In his opening remarks Albanese acknowledged the differences that have challenged both sides but also indicated that Australia won’t be abandoning core policies and principles. He said both sides had worked to “stabilise the relationship” ahead of the 50th anniversary of diplomatic relations between Australia and China. Interestingly, Albanese again brought up the anniversary in his press conference after the meeting. Markers such as this are significant for the Chinese Communist party-state and mentioning it again suggests it is just as important a milestone for the Australian Labor party as it is for the Chinese.
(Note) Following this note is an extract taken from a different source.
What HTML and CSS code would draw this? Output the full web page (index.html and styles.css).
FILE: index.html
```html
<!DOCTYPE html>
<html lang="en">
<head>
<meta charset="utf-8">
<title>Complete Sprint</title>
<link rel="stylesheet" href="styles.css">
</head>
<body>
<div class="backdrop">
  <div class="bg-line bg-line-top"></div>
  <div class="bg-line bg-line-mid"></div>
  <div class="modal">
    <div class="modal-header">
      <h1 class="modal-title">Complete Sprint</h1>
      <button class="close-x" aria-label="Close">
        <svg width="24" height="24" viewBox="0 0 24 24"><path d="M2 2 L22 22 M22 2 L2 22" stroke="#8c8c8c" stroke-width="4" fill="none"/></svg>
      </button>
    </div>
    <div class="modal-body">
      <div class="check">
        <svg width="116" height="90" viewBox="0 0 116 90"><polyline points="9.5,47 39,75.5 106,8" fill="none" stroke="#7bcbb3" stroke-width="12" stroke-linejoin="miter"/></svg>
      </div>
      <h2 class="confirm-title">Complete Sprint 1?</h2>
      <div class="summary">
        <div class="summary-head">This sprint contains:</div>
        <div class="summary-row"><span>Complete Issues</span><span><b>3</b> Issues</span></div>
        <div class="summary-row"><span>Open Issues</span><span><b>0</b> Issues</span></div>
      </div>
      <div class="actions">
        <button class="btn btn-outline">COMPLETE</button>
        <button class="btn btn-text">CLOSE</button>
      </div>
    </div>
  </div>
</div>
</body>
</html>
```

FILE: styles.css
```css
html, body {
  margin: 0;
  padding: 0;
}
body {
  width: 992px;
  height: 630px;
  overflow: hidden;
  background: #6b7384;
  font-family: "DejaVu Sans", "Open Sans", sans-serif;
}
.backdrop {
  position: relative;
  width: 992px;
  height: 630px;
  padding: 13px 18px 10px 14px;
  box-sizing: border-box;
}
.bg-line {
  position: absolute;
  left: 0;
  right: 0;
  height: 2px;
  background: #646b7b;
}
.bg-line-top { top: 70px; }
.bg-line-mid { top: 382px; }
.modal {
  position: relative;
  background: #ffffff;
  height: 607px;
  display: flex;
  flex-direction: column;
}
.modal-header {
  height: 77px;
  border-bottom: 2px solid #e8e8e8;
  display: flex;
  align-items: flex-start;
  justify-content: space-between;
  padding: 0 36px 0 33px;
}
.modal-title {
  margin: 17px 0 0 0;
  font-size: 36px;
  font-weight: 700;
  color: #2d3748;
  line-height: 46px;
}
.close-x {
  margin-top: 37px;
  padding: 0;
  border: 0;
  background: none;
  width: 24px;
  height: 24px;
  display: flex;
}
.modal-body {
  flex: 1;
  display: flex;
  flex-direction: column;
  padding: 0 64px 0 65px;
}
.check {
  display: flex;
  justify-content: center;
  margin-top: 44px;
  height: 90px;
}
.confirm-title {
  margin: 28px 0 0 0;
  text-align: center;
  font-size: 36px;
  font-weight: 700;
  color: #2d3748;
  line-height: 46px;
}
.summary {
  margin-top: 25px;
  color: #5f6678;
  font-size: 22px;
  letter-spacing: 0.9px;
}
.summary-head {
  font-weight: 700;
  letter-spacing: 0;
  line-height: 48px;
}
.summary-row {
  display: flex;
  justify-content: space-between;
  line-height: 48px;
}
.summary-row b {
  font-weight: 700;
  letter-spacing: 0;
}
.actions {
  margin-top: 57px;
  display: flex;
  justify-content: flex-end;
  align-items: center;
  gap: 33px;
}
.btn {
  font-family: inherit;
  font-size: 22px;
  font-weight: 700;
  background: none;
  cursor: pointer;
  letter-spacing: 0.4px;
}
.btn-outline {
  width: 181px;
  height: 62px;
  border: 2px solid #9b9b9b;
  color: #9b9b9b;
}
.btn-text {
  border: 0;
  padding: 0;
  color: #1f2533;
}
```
Neither the meeting nor the 50th anniversary will reset the relationship per se. Much has happened in the last six years since the leaders of the two countries last met, and the geopolitical dynamics of the region – and the world – have changed too much for a “reset” to occur. Furthermore, an influential segment of Australia’s foreign policy and national security institutions has fundamentally reshaped how China is seen by the political class and the Australian public. That is, China is viewed through the lens of national security threat, and that perception is difficult to undo. While this isn’t a fait accompli and we would not want it to be so, Australian policymakers and the public ought to think about the relationship and take it as a starting point from which each country can move forward. Essentially, we must all acknowledge that Australia and China have different systems of government which, in many ways, shape how each sees the world.
Having different systems of government does not preclude either side from working together, but it does lead to clear differences in how some matters are perceived and what the resolutions ought to be, as in the case of the Uyghurs and Xinjiang.
For China, the closeness of Australia’s alliance with the US is viewed with suspicion. The Chinese party-state and its related institutions see Australia through the lens of the US. This is a fundamental challenge for Australia.
Australia’s foreign minister, Penny Wong, has tried to emphasise that Australia’s foreign policy is articulated and prosecuted along the lines of shared interests rather than values, distinct and separate from the US, as reflected in its recent national security strategy. If China continues to see Australia as being the same as the US, such a misunderstanding will only hamper any future progress.
Beyond trade blockages, future progress in Australia-China relations will only be made when each side can identify shared interests. The challenge is whether there are enough shared interests that are immediately tangible to push beyond the mantra of “complementary economies”.